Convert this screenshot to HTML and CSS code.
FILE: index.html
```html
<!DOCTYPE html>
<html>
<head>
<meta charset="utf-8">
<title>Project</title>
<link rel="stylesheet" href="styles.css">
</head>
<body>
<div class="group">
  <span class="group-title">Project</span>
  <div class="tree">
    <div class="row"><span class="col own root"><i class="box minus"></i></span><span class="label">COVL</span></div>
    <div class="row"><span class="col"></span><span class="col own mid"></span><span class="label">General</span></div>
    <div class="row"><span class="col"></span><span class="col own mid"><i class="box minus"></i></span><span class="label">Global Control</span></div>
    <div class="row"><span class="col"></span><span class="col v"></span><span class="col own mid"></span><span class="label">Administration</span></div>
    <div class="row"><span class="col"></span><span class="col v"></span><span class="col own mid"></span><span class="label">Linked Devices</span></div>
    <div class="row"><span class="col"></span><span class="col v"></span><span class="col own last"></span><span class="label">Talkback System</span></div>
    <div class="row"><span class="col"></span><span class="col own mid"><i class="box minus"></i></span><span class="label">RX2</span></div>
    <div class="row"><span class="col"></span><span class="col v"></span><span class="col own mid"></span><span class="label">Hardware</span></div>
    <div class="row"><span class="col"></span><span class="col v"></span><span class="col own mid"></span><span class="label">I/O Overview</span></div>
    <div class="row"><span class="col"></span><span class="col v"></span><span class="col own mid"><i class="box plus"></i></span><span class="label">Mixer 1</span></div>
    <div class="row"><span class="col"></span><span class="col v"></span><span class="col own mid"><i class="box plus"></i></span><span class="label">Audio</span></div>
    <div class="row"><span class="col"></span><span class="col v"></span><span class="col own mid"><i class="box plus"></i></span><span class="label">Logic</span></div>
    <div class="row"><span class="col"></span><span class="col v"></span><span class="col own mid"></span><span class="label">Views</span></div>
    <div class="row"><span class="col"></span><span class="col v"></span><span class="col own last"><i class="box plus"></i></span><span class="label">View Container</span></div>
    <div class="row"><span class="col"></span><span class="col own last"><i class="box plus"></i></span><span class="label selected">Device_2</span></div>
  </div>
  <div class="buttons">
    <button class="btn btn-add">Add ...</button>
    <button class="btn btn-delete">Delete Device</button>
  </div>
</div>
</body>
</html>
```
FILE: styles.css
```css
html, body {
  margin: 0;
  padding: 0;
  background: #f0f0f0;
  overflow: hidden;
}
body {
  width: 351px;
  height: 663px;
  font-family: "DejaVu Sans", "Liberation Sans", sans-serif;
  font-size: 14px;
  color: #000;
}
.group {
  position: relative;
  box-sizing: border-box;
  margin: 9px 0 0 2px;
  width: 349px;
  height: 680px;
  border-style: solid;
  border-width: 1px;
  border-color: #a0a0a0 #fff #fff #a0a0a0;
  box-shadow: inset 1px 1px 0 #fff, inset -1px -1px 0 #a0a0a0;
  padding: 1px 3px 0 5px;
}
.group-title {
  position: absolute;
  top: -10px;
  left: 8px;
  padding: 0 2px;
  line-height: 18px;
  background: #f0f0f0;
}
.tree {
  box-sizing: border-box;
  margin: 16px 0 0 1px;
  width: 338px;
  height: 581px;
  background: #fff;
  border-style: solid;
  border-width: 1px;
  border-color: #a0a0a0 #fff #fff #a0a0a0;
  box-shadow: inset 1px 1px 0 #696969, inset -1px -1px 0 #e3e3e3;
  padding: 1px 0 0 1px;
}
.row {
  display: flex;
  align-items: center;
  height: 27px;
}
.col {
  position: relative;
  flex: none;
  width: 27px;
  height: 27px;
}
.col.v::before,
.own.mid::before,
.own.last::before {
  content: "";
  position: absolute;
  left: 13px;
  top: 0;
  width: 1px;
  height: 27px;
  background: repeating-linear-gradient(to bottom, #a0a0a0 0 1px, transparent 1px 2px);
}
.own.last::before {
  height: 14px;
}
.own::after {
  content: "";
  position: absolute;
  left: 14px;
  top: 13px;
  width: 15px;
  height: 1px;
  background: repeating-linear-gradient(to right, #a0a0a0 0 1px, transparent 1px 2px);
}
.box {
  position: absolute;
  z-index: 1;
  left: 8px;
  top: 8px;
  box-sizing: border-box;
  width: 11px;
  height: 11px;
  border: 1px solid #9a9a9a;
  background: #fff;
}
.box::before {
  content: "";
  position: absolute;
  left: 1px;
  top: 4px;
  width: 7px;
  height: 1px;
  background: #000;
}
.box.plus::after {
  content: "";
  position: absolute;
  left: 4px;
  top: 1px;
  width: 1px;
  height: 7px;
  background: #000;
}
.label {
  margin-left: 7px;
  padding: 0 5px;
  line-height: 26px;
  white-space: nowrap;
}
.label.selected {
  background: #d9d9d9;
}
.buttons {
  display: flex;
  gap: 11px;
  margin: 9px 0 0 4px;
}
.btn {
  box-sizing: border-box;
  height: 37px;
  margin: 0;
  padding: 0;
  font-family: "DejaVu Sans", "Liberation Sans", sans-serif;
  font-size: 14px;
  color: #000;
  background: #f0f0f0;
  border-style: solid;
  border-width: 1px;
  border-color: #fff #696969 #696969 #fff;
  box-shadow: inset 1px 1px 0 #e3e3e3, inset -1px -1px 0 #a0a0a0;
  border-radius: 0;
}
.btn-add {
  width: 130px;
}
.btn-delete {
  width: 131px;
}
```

= = = =

▶ _Exercise description_
Repeat the material in full, exactly as it stands.

▶ _Worked answer_
Convert this screenshot to HTML and CSS code.
FILE: index.html
```html
<!DOCTYPE html>
<html>
<head>
<meta charset="utf-8">
<title>Project</title>
<link rel="stylesheet" href="styles.css">
</head>
<body>
<div class="group">
  <span class="group-title">Project</span>
  <div class="tree">
    <div class="row"><span class="col own root"><i class="box minus"></i></span><span class="label">COVL</span></div>
    <div class="row"><span class="col"></span><span class="col own mid"></span><span class="label">General</span></div>
    <div class="row"><span class="col"></span><span class="col own mid"><i class="box minus"></i></span><span class="label">Global Control</span></div>
    <div class="row"><span class="col"></span><span class="col v"></span><span class="col own mid"></span><span class="label">Administration</span></div>
    <div class="row"><span class="col"></span><span class="col v"></span><span class="col own mid"></span><span class="label">Linked Devices</span></div>
    <div class="row"><span class="col"></span><span class="col v"></span><span class="col own last"></span><span class="label">Talkback System</span></div>
    <div class="row"><span class="col"></span><span class="col own mid"><i class="box minus"></i></span><span class="label">RX2</span></div>
    <div class="row"><span class="col"></span><span class="col v"></span><span class="col own mid"></span><span class="label">Hardware</span></div>
    <div class="row"><span class="col"></span><span class="col v"></span><span class="col own mid"></span><span class="label">I/O Overview</span></div>
    <div class="row"><span class="col"></span><span class="col v"></span><span class="col own mid"><i class="box plus"></i></span><span class="label">Mixer 1</span></div>
    <div class="row"><span class="col"></span><span class="col v"></span><span class="col own mid"><i class="box plus"></i></span><span class="label">Audio</span></div>
    <div class="row"><span class="col"></span><span class="col v"></span><span class="col own mid"><i class="box plus"></i></span><span class="label">Logic</span></div>
    <div class="row"><span class="col"></span><span class="col v"></span><span class="col own mid"></span><span class="label">Views</span></div>
    <div class="row"><span class="col"></span><span class="col v"></span><span class="col own last"><i class="box plus"></i></span><span class="label">View Container</span></div>
    <div class="row"><span class="col"></span><span class="col own last"><i class="box plus"></i></span><span class="label selected">Device_2</span></div>
  </div>
  <div class="buttons">
    <button class="btn btn-add">Add ...</button>
    <button class="btn btn-delete">Delete Device</button>
  </div>
</div>
</body>
</html>
```
FILE: styles.css
```css
html, body {
  margin: 0;
  padding: 0;
  background: #f0f0f0;
  overflow: hidden;
}
body {
  width: 351px;
  height: 663px;
  font-family: "DejaVu Sans", "Liberation Sans", sans-serif;
  font-size: 14px;
  color: #000;
}
.group {
  position: relative;
  box-sizing: border-box;
  margin: 9px 0 0 2px;
  width: 349px;
  height: 680px;
  border-style: solid;
  border-width: 1px;
  border-color: #a0a0a0 #fff #fff #a0a0a0;
  box-shadow: inset 1px 1px 0 #fff, inset -1px -1px 0 #a0a0a0;
  padding: 1px 3px 0 5px;
}
.group-title {
  position: absolute;
  top: -10px;
  left: 8px;
  padding: 0 2px;
  line-height: 18px;
  background: #f0f0f0;
}
.tree {
  box-sizing: border-box;
  margin: 16px 0 0 1px;
  width: 338px;
  height: 581px;
  background: #fff;
  border-style: solid;
  border-width: 1px;
  border-color: #a0a0a0 #fff #fff #a0a0a0;
  box-shadow: inset 1px 1px 0 #696969, inset -1px -1px 0 #e3e3e3;
  padding: 1px 0 0 1px;
}
.row {
  display: flex;
  align-items: center;
  height: 27px;
}
.col {
  position: relative;
  flex: none;
  width: 27px;
  height: 27px;
}
.col.v::before,
.own.mid::before,
.own.last::before {
  content: "";
  position: absolute;
  left: 13px;
  top: 0;
  width: 1px;
  height: 27px;
  background: repeating-linear-gradient(to bottom, #a0a0a0 0 1px, transparent 1px 2px);
}
.own.last::before {
  height: 14px;
}
.own::after {
  content: "";
  position: absolute;
  left: 14px;
  top: 13px;
  width: 15px;
  height: 1px;
  background: repeating-linear-gradient(to right, #a0a0a0 0 1px, transparent 1px 2px);
}
.box {
  position: absolute;
  z-index: 1;
  left: 8px;
  top: 8px;
  box-sizing: border-box;
  width: 11px;
  height: 11px;
  border: 1px solid #9a9a9a;
  background: #fff;
}
.box::before {
  content: "";
  position: absolute;
  left: 1px;
  top: 4px;
  width: 7px;
  height: 1px;
  background: #000;
}
.box.plus::after {
  content: "";
  position: absolute;
  left: 4px;
  top: 1px;
  width: 1px;
  height: 7px;
  background: #000;
}
.label {
  margin-left: 7px;
  padding: 0 5px;
  line-height: 26px;
  white-space: nowrap;
}
.label.selected {
  background: #d9d9d9;
}
.buttons {
  display: flex;
  gap: 11px;
  margin: 9px 0 0 4px;
}
.btn {
  box-sizing: border-box;
  height: 37px;
  margin: 0;
  padding: 0;
  font-family: "DejaVu Sans", "Liberation Sans", sans-serif;
  font-size: 14px;
  color: #000;
  background: #f0f0f0;
  border-style: solid;
  border-width: 1px;
  border-color: #fff #696969 #696969 #fff;
  box-shadow: inset 1px 1px 0 #e3e3e3, inset -1px -1px 0 #a0a0a0;
  border-radius: 0;
}
.btn-add {
  width: 130px;
}
.btn-delete {
  width: 131px;
}
```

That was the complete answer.